At the sector level, data center REITs are in a unique position to flourish given the continued technological evolution that is creating a secular demand boom in data storage and connection.

Additionally, the single-family rental (SFR) business should experience outsized rent growth and fully take control of expenses. With a demographic tailwind from millennials entering the years in which they’ll have kids and a limited pace of new single-family housing development, the SFR business should do especially well over the next five years.”

Bob O’Brien
Vice Chairman and Global
Real Estate Sector Leader

"Data centers present the biggest opportunity because of extreme demand growth. Increasingly connected technology is generating new sources of data and creating immense data storage demand. Companies are moving their information technology applications to the cloud—in other words, moving their data from servers located in their own facilities to large cloud service providers, who are the largest tenants of data centers.

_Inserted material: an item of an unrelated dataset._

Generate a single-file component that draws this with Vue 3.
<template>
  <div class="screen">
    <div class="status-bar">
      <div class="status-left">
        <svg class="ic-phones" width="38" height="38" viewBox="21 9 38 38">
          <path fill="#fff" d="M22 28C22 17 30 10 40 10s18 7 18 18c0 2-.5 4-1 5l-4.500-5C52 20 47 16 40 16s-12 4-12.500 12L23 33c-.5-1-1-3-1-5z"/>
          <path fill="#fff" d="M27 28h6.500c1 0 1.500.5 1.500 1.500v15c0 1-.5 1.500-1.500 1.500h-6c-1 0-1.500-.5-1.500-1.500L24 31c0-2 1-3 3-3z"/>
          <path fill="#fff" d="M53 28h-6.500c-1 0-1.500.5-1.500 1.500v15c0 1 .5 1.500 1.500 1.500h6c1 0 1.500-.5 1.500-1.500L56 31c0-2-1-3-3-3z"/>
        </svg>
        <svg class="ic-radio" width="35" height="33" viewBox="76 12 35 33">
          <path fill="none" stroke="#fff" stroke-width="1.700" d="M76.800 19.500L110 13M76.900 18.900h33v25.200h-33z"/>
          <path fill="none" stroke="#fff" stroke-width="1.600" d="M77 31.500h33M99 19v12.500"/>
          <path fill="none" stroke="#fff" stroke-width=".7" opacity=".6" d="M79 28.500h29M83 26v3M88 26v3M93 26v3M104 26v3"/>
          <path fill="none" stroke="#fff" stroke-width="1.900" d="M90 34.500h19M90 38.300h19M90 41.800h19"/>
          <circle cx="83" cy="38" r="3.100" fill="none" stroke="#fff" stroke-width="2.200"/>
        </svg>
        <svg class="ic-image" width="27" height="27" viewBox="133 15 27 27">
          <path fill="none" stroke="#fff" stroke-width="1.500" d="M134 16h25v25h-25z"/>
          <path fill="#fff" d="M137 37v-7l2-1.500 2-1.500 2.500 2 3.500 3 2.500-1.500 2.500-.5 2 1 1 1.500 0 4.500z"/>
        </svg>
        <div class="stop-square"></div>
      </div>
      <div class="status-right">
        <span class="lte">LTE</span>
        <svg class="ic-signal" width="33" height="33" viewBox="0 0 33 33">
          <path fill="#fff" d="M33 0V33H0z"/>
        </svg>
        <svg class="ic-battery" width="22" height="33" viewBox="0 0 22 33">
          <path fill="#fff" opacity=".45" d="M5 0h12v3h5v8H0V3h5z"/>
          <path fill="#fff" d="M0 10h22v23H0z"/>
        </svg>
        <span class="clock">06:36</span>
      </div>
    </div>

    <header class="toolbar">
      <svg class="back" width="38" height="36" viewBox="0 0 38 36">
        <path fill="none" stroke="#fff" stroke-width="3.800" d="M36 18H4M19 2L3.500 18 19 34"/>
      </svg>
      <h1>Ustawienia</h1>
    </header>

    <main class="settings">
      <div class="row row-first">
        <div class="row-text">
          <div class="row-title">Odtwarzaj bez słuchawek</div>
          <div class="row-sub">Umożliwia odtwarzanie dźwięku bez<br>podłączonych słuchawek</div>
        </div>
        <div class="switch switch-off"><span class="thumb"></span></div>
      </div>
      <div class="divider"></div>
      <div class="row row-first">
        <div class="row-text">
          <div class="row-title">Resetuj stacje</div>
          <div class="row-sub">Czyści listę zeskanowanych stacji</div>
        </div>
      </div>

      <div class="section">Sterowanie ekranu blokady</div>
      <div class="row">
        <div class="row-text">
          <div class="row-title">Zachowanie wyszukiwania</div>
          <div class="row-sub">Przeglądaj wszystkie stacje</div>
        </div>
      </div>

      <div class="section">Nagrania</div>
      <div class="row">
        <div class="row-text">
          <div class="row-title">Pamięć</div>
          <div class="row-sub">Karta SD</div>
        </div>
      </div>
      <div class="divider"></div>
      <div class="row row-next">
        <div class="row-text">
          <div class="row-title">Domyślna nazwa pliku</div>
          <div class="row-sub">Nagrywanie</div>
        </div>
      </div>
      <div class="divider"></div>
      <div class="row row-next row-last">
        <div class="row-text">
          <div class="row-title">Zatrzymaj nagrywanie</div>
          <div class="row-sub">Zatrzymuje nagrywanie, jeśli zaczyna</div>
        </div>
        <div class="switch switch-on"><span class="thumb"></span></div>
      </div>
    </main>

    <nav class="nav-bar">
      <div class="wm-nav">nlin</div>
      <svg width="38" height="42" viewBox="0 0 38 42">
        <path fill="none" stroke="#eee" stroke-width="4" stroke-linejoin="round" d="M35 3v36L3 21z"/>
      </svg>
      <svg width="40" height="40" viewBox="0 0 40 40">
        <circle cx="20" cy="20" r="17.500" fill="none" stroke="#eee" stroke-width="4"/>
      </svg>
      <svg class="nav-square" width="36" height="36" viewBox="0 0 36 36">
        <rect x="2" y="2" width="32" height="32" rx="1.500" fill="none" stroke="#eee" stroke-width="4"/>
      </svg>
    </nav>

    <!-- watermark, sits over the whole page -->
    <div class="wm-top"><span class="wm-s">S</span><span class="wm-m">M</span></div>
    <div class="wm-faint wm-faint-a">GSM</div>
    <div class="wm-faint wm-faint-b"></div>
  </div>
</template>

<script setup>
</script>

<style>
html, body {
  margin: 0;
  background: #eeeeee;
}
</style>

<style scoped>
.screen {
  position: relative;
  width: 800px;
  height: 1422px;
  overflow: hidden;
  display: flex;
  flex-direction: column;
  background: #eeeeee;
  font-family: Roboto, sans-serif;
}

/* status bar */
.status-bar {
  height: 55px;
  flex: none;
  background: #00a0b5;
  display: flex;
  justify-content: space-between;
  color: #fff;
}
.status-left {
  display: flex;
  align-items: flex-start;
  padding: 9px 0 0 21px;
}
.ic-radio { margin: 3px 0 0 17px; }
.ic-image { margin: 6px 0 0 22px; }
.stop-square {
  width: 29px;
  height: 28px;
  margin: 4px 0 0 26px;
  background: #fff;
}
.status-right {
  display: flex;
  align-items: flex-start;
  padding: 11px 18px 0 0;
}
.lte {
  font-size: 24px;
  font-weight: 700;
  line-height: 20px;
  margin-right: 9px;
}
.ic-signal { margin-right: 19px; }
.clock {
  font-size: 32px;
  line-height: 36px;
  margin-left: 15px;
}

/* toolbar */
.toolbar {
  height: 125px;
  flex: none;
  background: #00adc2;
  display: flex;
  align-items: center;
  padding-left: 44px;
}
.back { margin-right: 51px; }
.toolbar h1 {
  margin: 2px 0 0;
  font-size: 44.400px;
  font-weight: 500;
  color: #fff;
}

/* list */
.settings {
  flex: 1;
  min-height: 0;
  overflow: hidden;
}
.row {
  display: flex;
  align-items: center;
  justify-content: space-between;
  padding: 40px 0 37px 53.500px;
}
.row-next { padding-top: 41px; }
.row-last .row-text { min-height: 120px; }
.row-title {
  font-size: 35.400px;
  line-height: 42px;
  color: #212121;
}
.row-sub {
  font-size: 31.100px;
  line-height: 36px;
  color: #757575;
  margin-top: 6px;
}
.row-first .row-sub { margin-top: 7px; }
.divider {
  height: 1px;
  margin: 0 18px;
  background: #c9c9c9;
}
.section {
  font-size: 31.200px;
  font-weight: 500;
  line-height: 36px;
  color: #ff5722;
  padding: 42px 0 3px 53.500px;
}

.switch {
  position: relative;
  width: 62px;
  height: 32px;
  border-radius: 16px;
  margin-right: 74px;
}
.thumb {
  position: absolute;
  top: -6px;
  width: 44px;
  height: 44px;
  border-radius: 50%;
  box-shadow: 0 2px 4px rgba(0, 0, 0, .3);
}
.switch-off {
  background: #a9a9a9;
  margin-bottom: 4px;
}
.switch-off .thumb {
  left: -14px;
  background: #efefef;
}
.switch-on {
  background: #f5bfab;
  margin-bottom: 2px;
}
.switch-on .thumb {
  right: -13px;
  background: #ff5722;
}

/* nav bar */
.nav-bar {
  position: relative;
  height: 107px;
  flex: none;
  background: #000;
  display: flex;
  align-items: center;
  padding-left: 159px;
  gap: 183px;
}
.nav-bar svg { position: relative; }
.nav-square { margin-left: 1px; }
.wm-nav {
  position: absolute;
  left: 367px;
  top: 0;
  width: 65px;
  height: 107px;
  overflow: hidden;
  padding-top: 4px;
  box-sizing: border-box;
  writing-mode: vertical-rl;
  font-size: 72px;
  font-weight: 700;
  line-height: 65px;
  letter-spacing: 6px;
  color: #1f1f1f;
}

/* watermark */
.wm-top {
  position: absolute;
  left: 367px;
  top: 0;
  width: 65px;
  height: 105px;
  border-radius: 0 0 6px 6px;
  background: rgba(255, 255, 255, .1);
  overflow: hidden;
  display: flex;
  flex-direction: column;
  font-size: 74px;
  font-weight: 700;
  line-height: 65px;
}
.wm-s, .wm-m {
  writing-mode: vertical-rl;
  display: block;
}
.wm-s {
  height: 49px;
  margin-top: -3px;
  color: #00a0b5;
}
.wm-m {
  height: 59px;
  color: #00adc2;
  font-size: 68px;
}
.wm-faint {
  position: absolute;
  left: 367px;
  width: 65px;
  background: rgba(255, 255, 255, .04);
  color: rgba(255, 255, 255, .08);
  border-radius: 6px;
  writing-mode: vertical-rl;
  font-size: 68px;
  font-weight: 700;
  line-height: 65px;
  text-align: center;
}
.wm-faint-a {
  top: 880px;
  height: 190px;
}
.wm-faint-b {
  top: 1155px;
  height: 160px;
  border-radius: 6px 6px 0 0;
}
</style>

Everything is becoming digitized. Yes, the space needed to store a byte of data continues to shrink rapidly, but at a fraction of the growth rate of the data being generated and stored. Data center development and operations are technically complex, requiring a deep understanding of tenant power, bandwidth, and security needs, but for those with the expertise to play in this space, there is significant opportunity.”

Diane Wade
Principal, Senior Analyst, Americas
CBRE Clarion Securities

"The gaming sector offers a compelling opportunity over the next five years, especially as we are late in the overall economic cycle, late in the property cycle for many of the REIT sectors, and in an uncertain political climate.

The leases are longer term with no capital expenditures, and, in most cases, are structured as cross-collateralized master leases for additional protection. We expect solid external growth as the sector is still ripe for consolidation, and we see a continued opportunity for cap rate compression to drive gaming REIT net asset values higher. The dividends are well covered and provide above average yields.

In addition, the regional gaming industry tends to perform well on a relative basis during cycle downturns.”